Over and again in the Tanach, the Bible, we Jews are told that we must “walk in My ways,” as God Himself put it to our father Abraham. Our task is to emulate Him in all His qualities of mercy, kindness, justice, and compassion. If God sees all humankind as His children, can we who must walk in His ways see them differently? If God mourns the death of His children, can we who must walk in God’s ways ignore those deaths?
Jewish law is very specific about how to deal with the rodef, someone who pursues another in order to kill that person. Every effort must be made to stop the rodef. If all else fails, the rodef must be killed before he himself kills.
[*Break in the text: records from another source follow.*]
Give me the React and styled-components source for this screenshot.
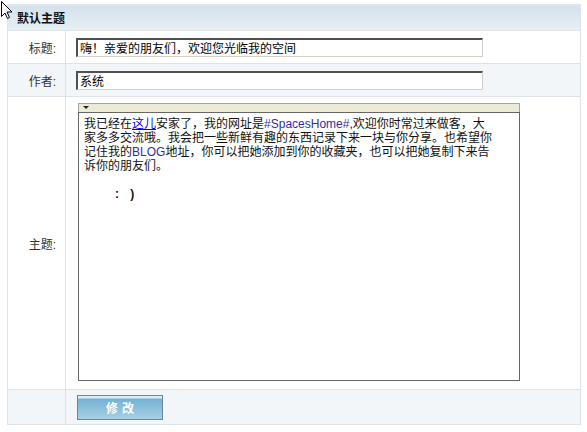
import React from "react";
import styled, { createGlobalStyle } from "styled-components";

const GlobalStyle = createGlobalStyle`
  body {
    margin: 0;
    background: #fff;
    font-family: "Liberation Sans", "Noto Sans CJK SC", sans-serif;
    font-size: 12px;
    color: #000;
  }
`;

const Page = styled.div`
  position: relative;
  padding: 4px 0 0 7px;
`;

const Cursor = styled.svg`
  position: absolute;
  left: 0;
  top: 0;
`;

const FormTable = styled.table`
  width: 574px;
  border-collapse: collapse;
  border: 1px solid #dde3e8;
`;

const HeadCell = styled.th`
  height: 25px;
  padding: 0 0 0 9px;
  text-align: left;
  font-size: 12px;
  font-weight: bold;
  color: #111;
  background: linear-gradient(#d4e1eb, #e8eff5);
  border-bottom: 1px solid #dde3e8;
`;

const Row = styled.tr`
  background: ${(p) => (p.$alt ? "#f2f6f8" : "#fff")};
`;

const Label = styled.td`
  width: 48px;
  height: ${(p) => p.$h}px;
  padding: 0 9px 0 0;
  text-align: right;
  vertical-align: middle;
  color: #333;
  border: 1px solid #dde3e8;
`;

const Field = styled.td`
  padding: 0 0 0 10px;
  vertical-align: middle;
  border: 1px solid #dde3e8;
`;

const TextInput = styled.input`
  box-sizing: border-box;
  display: block;
  width: 407px;
  height: 19px;
  margin: 0;
  padding: 0 2px;
  font-family: "Liberation Sans", "Noto Sans CJK SC", sans-serif;
  font-size: 12px;
  color: #000;
  background: #fff;
  border-style: solid;
  border-color: #505050 #d4d0c8 #d4d0c8 #505050;
  border-width: 2px 1px 1px 2px;
  outline: none;
`;

const Editor = styled.div`
  width: 442px;
  margin: 6px 0 8px 2px;
`;

const EditorBar = styled.div`
  box-sizing: border-box;
  height: 9px;
  background: #ecebd8;
  border: 1px solid #a4a49a;
  border-bottom: none;
  padding: 2px 0 0 4px;
  display: flex;
`;

const EditorBody = styled.div`
  box-sizing: border-box;
  height: 269px;
  padding: 4px 24px 4px 5px;
  border: 1px solid #666;
  background: #fff;
  font-size: 12px;
  line-height: 14px;
  color: #111;
`;

const Link = styled.a`
  color: #0000ee;
  text-decoration: underline;
`;

const Mark = styled.span`
  color: #2f2f98;
`;

const Smile = styled.p`
  margin: 14px 0 0 31px;
  font-weight: bold;
  letter-spacing: 4px;
`;

const Para = styled.p`
  margin: 0;
`;

const SubmitButton = styled.button`
  box-sizing: border-box;
  width: 86px;
  height: 25px;
  margin: 0 0 0 1px;
  padding: 0;
  border: 1px solid #6b8797;
  background: linear-gradient(#dcecf5 0, #dcecf5 2px, #74b1d3 3px, #a8cfe4 100%);
  color: #fff;
  font-family: "Liberation Sans", "Noto Sans CJK SC", sans-serif;
  font-size: 12px;
  font-weight: bold;
  letter-spacing: 4px;
  text-indent: 4px;
  cursor: pointer;
`;

export default function App() {
  return (
    <>
      <GlobalStyle />
      <Page>
        <FormTable>
          <thead>
            <tr>
              <HeadCell colSpan={2}>默认主题</HeadCell>
            </tr>
          </thead>
          <tbody>
            <Row>
              <Label $h={32}>标题:</Label>
              <Field>
                <TextInput defaultValue="嗨！亲爱的朋友们，欢迎您光临我的空间" />
              </Field>
            </Row>
            <Row $alt>
              <Label $h={32}>作者:</Label>
              <Field>
                <TextInput defaultValue="系统" />
              </Field>
            </Row>
            <Row>
              <Label $h={292}>主题:</Label>
              <Field>
                <Editor>
                  <EditorBar>
                    <svg width="6" height="4" viewBox="0 0 6 4">
                      <path d="M0 0H6L3 3Z" fill="#222" />
                    </svg>
                  </EditorBar>
                  <EditorBody>
                    <Para>
                      我已经在<Link href="#">这儿</Link>安家了，我的网址是
                      <Mark>#SpacesHome#</Mark>,欢迎你时常过来做客，大家多多交流哦。我会把一些新鲜有趣的东西记录下来一块与你分享。也希望你记住我的
                      <Mark>BLOG</Mark>地址，你可以把她添加到你的收藏夹，也可以把她复制下来告诉你的朋友们。
                    </Para>
                    <Smile>: )</Smile>
                  </EditorBody>
                </Editor>
              </Field>
            </Row>
            <Row $alt>
              <Label $h={34}></Label>
              <Field>
                <SubmitButton type="button">修改</SubmitButton>
              </Field>
            </Row>
          </tbody>
        </FormTable>
        <Cursor width="13" height="20" viewBox="0 0 13 20">
          <path
            d="M1.5 1.5V16.5L5 13L7.5 18.5L9.5 17.5L7 12H12Z"
            fill="#fff"
            stroke="#000"
            strokeWidth="1"
            strokeLinejoin="miter"
          />
        </Cursor>
      </Page>
    </>
  );
}
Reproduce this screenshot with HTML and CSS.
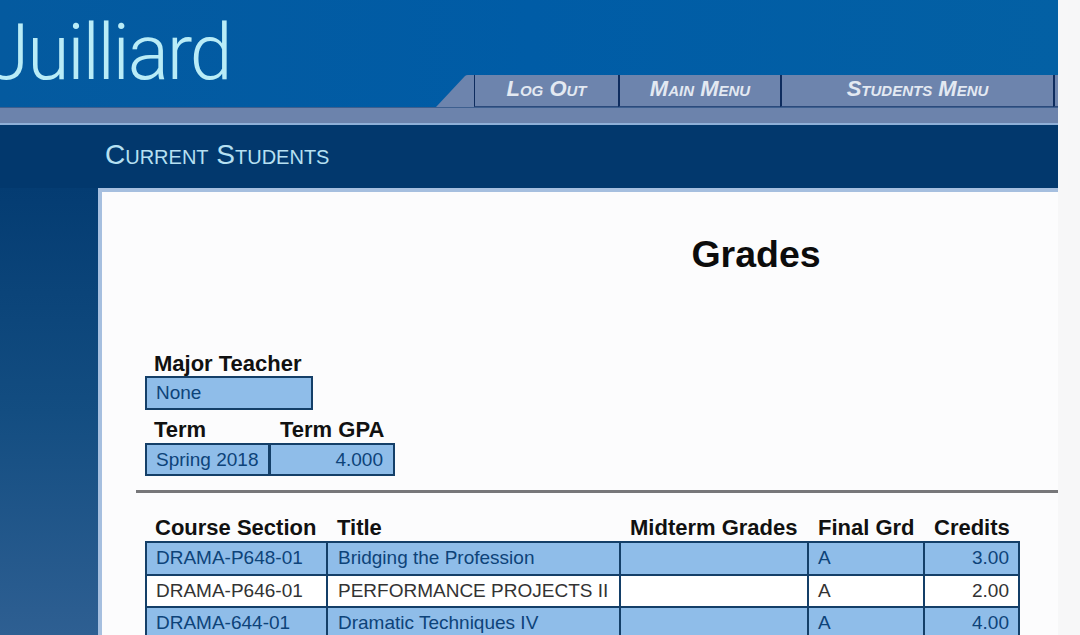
FILE: index.html
```html
<!DOCTYPE html>
<html lang="en">
<head>
    <meta charset="UTF-8">
    <meta name="viewport" content="width=device-width, initial-scale=1.0">
    <title>Juilliard - Grades</title>
    <link rel="stylesheet" href="styles.css">
</head>
<body>

    <div class="site">
        <header class="masthead">
            <div class="logo">Juilliard</div>
            <nav class="tabs">
                <svg class="tab-corner" width="39" height="32" viewBox="0 0 39 32" aria-hidden="true">
                    <path d="M0 32 L29 1 Q30 0 32 0 L39 0 L39 32 Z" fill="#6d84ad"/>
                </svg>
                <a class="tab tab-logout">Log Out</a>
                <a class="tab tab-main">Main Menu</a>
                <a class="tab tab-students">Students Menu</a>
                <a class="tab tab-end"></a>
            </nav>
        </header>
        <div class="strip"></div>

        <div class="section-bar">
            <div class="section-title">Current Students</div>
        </div>

        <div class="body-row">
            <main class="sheet">
                <h1>Grades</h1>

                <div class="info">
                    <div class="label">Major Teacher</div>
                    <div class="box teacher-box">None</div>

                    <div class="term-labels">
                        <div class="label term-label">Term</div>
                        <div class="label">Term GPA</div>
                    </div>
                    <div class="term-row">
                        <div class="box term-box">Spring 2018</div>
                        <div class="box gpa-box">4.000</div>
                    </div>
                </div>

                <hr class="rule">

                <table class="grades">
                    <thead>
                        <tr>
                            <th class="c-section">Course Section</th>
                            <th class="c-title">Title</th>
                            <th class="c-mid">Midterm Grades</th>
                            <th class="c-final">Final Grd</th>
                            <th class="c-credits">Credits</th>
                        </tr>
                    </thead>
                    <tbody>
                        <tr class="odd">
                            <td>DRAMA-P648-01</td>
                            <td>Bridging the Profession</td>
                            <td></td>
                            <td>A</td>
                            <td class="num">3.00</td>
                        </tr>
                        <tr>
                            <td>DRAMA-P646-01</td>
                            <td>PERFORMANCE PROJECTS II</td>
                            <td></td>
                            <td>A</td>
                            <td class="num">2.00</td>
                        </tr>
                        <tr class="odd">
                            <td>DRAMA-644-01</td>
                            <td>Dramatic Techniques IV</td>
                            <td></td>
                            <td>A</td>
                            <td class="num">4.00</td>
                        </tr>
                    </tbody>
                </table>
            </main>
        </div>
    </div>

</body>
</html>
```

FILE: styles.css
```css
html, body {
    margin: 0;
    height: 100%;
    overflow: hidden;
    background-color: #f7f7f8;
}
body {
    font-family: "Liberation Sans", Arial, sans-serif;
}
.site {
    width: 1058px;
    height: 635px;
    overflow: hidden;
}

/* top blue band */
.masthead {
    height: 108px;
    display: flex;
    justify-content: space-between;
    align-items: flex-end;
    background: linear-gradient(90deg, #045a9f 0%, #005ca6 50%, #0360a4 100%);
    border-bottom: 1px solid #3d5f8f;
    box-sizing: border-box;
    overflow: hidden;
}
.logo {
    font-family: Roboto, "Liberation Sans", sans-serif;
    font-size: 77px;
    font-weight: 300;
    line-height: 90px;
    letter-spacing: -2.2px;
    color: #b9ecf7;
    margin-left: -13px;
    margin-bottom: 9px;
}
.tabs {
    display: flex;
    align-items: flex-end;
    height: 32px;
}
.tab-corner {
    display: block;
    margin-right: -1px;
}
.tab {
    height: 32px;
    box-sizing: border-box;
    background-color: #6d84ad;
    border-left: 2px solid #0e2c5e;
    border-bottom: 1px solid #2b4a7c;
    color: #e3e9f2;
    font-size: 22px;
    font-style: italic;
    font-weight: bold;
    font-variant: small-caps;
    line-height: 27px;
    text-align: center;
    white-space: nowrap;
}
.tab-logout { width: 144px; border-left-width: 1px; }
.tab-main { width: 162px; }
.tab-students { width: 273px; }
.tab-end { width: 5px; }

.strip {
    height: 17px;
    background-color: #6c83ac;
    border-bottom: 2px solid #8fb0d8;
    box-sizing: border-box;
}

.section-bar {
    height: 63px;
    background-color: #02386d;
    box-sizing: border-box;
    padding-left: 105px;
}
.section-title {
    color: #b6e0f2;
    font-size: 28px;
    line-height: 59px;
    font-variant: small-caps;
}

.body-row {
    height: 447px;
    padding-left: 98px;
    background: linear-gradient(180deg, #043c72 0%, #134d81 50%, #2e5f92 100%);
}

/* white page */
.sheet {
    height: 447px;
    box-sizing: border-box;
    background-color: #fcfcfd;
    border-top: 4px solid #a6bfdf;
    border-left: 4px solid #a6bfdf;
    padding-top: 40px;
}
h1 {
    margin: 0;
    font-size: 37.5px;
    line-height: 44px;
    font-weight: bold;
    color: #0c0c0c;
    text-align: center;
    padding-left: 348px;
    width: 612px;
}

.info {
    margin-top: 76px;
    margin-left: 43px;
}
.label {
    font-size: 22px;
    font-weight: bold;
    color: #111;
    line-height: 24px;
    padding-left: 9px;
}
.box {
    box-sizing: border-box;
    border: 2px solid #143f68;
    background-color: #8fbde9;
    color: #0d4379;
    font-size: 19px;
    line-height: 30px;
    padding-left: 9px;
}
.teacher-box {
    width: 168px;
    height: 34px;
    margin-bottom: 8px;
}
.term-labels {
    display: flex;
}
.term-label {
    width: 126px;
    box-sizing: border-box;
}
.term-row {
    display: flex;
    margin-top: 1px;
}
.term-box {
    width: 125px;
    height: 33px;
    white-space: nowrap;
}
.gpa-box {
    width: 126px;
    height: 33px;
    margin-left: -1px;
    text-align: right;
    padding-right: 10px;
}

.rule {
    margin: 14px 0 0 34px;
    height: 3px;
    border: 0;
    background-color: #77777a;
}

/* grades table */
.grades {
    margin-top: 22px;
    margin-left: 43px;
    border-collapse: collapse;
    table-layout: fixed;
    width: 873px;
}
.grades th {
    box-sizing: border-box;
    font-size: 22px;
    line-height: 24px;
    color: #111;
    text-align: left;
    padding: 1px 0 1px 10px;
    white-space: nowrap;
}
.grades th.c-section {
    padding-left: 9px;
}
.grades td {
    border: 2px solid #143f68;
    color: #333;
    font-size: 19px;
    line-height: 30.5px;
    padding: 0 9px;
    height: 30.5px;
    white-space: nowrap;
    background-color: #fff;
}
.grades td:nth-child(2) {
    padding-left: 10px;
}
.grades .odd td {
    background-color: #8fbde9;
    color: #0d4379;
}
.grades .num {
    text-align: right;
}
.c-section { width: 181px; }
.c-title { width: 293px; }
.c-mid { width: 188px; }
.c-final { width: 116px; }
.c-credits { width: 95px; }
```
We who are taught to believe that we are God’s priests to the world, His holy nation, commanded by Him to teach His ways of equity and justice to the world, have no right to be insular or discriminating in our approach to that world.
Of course our foremost concern must be whether WMDs will be used against Israel. We must also, however, be concerned – period. “My children are dying.” Their murderers must be punished. The God of mercy is also the God of justice, a fact reiterated throughout Yom Kippur. Mercy and justice must guide us, as well.
“He has told you, O man, what is good, and what the Lord requires of you: Only to do justice, and to love goodness, and to walk modestly with your God.” (See Micah 6:9.)